* begin DATA EXCERPT *

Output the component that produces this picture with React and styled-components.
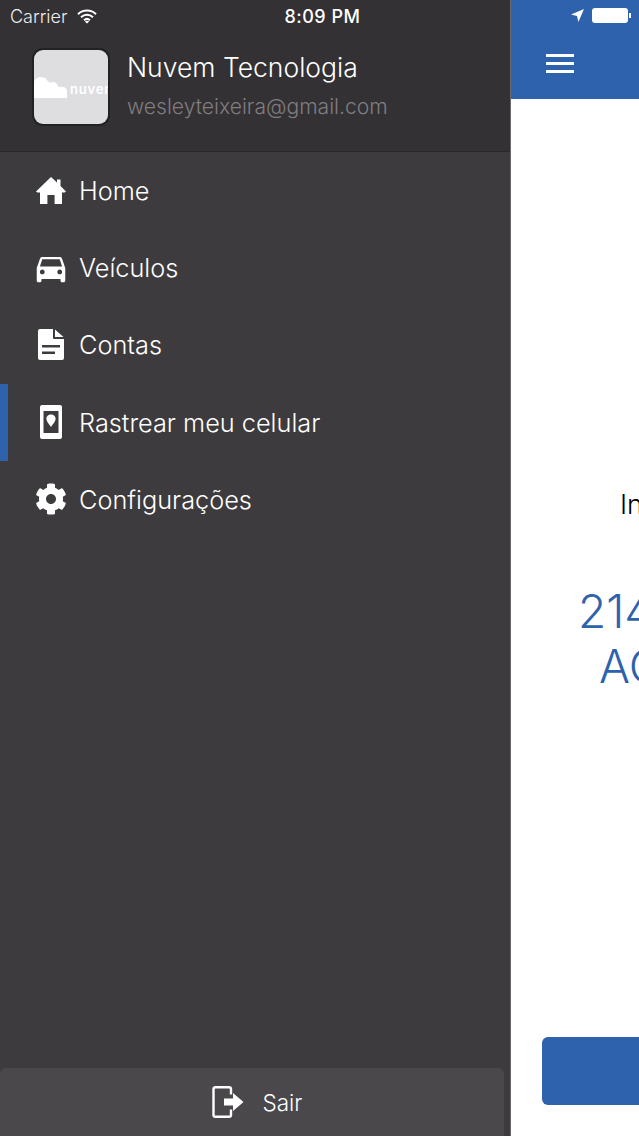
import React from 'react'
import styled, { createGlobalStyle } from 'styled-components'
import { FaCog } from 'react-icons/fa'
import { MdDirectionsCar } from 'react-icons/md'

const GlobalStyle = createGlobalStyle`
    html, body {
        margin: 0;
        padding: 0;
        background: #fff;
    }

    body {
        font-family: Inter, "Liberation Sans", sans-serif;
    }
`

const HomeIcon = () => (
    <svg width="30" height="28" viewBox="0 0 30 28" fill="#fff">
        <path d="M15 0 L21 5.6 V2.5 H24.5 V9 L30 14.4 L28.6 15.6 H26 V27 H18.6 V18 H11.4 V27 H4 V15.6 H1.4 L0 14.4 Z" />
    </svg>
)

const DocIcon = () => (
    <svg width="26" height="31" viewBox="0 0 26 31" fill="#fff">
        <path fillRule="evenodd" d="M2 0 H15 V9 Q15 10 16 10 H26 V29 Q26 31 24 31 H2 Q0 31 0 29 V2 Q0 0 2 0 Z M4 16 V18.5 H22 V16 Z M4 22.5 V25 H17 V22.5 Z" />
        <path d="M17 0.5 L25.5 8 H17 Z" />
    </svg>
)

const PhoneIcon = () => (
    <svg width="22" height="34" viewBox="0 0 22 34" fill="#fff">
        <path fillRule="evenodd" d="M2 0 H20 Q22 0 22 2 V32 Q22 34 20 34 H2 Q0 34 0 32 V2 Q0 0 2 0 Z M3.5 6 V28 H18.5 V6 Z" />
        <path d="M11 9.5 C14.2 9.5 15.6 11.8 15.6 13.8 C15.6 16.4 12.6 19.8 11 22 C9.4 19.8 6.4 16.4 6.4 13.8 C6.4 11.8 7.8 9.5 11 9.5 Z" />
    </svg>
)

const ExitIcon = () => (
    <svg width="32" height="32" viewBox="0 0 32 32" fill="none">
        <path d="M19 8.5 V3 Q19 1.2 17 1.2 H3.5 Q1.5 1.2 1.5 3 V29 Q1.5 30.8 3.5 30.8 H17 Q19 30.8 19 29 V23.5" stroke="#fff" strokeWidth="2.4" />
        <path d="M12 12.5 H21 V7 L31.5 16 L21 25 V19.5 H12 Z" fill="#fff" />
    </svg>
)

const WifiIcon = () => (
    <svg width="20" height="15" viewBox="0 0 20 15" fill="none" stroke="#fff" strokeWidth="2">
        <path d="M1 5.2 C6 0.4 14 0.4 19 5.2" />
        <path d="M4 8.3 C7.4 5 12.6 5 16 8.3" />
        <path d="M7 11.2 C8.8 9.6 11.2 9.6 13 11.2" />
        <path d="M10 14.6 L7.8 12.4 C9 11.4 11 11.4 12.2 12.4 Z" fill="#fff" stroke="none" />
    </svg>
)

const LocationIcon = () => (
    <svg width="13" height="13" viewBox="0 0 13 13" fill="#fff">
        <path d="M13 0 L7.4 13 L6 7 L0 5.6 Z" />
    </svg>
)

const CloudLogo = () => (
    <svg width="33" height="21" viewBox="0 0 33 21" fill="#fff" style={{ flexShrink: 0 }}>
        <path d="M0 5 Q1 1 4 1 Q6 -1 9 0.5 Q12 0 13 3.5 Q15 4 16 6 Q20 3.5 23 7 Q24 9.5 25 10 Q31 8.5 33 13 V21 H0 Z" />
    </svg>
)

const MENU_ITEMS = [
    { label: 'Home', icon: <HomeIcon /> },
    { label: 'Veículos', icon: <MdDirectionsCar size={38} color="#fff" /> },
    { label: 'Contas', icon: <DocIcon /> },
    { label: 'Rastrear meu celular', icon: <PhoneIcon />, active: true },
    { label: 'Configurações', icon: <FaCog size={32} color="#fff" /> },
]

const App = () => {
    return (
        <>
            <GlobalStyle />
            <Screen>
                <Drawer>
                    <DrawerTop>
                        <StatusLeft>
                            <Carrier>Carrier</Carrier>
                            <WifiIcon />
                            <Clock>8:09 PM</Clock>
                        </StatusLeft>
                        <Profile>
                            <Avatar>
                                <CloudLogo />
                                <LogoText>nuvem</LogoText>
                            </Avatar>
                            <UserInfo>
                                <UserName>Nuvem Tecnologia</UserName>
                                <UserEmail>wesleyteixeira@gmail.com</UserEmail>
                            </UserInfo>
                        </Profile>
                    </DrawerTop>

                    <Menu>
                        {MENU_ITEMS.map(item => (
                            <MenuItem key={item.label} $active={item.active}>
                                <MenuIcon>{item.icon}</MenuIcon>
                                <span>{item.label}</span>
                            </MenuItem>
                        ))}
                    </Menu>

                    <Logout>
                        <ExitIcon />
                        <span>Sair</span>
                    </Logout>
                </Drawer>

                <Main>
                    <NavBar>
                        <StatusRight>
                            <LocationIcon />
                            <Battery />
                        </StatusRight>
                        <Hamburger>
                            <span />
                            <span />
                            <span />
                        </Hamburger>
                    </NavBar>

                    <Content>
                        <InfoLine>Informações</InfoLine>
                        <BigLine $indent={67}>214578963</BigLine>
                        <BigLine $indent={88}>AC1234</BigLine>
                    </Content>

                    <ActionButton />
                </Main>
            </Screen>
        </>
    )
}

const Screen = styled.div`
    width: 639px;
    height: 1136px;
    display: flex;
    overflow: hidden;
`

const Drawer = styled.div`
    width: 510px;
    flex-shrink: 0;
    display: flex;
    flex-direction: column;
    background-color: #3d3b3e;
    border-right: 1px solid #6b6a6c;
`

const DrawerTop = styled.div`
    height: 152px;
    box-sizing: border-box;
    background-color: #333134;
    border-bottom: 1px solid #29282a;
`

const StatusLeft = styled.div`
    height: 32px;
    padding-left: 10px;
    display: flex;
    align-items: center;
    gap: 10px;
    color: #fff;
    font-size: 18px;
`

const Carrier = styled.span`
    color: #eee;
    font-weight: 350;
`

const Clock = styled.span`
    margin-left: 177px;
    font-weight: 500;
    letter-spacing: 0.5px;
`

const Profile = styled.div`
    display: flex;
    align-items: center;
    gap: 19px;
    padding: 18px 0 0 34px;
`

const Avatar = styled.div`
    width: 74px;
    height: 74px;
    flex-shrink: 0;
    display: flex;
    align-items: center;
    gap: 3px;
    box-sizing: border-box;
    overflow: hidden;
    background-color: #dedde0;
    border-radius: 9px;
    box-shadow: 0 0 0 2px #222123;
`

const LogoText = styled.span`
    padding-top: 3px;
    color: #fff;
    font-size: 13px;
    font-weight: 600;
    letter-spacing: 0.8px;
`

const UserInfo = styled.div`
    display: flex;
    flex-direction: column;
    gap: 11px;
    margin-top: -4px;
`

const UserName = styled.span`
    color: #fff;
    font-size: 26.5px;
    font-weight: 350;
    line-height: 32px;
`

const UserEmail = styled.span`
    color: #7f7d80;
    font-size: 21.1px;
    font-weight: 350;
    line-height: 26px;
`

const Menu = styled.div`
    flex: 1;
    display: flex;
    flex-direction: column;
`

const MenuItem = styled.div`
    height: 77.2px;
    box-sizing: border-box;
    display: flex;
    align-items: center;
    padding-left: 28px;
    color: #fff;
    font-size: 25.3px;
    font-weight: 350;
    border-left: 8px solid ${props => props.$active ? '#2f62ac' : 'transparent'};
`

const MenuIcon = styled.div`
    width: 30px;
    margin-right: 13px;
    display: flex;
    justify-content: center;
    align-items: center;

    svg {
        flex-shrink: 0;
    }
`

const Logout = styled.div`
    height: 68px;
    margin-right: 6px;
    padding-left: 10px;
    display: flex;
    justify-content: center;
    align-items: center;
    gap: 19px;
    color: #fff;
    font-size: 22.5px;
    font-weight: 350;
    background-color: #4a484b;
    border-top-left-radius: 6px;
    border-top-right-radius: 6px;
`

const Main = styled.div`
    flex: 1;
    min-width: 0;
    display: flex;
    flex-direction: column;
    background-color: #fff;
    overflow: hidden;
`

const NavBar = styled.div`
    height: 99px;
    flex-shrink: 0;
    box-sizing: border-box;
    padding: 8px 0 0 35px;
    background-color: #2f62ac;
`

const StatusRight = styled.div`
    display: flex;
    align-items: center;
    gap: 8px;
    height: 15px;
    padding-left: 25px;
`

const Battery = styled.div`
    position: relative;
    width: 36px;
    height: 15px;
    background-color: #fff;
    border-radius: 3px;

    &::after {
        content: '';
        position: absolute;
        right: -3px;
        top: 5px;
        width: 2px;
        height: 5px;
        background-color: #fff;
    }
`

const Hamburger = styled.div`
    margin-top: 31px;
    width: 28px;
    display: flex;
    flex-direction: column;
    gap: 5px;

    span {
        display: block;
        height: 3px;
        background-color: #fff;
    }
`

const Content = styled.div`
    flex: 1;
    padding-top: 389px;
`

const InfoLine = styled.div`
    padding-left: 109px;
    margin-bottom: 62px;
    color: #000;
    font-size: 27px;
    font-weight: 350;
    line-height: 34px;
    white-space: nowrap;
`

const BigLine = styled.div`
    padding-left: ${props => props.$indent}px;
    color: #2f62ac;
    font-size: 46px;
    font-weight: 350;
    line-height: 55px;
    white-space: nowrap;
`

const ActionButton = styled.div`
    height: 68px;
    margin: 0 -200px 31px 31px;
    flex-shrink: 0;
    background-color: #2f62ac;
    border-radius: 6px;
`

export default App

* end DATA EXCERPT *

From the listing above, find the number of lines with the word "components" in them. Answer with the number only.

2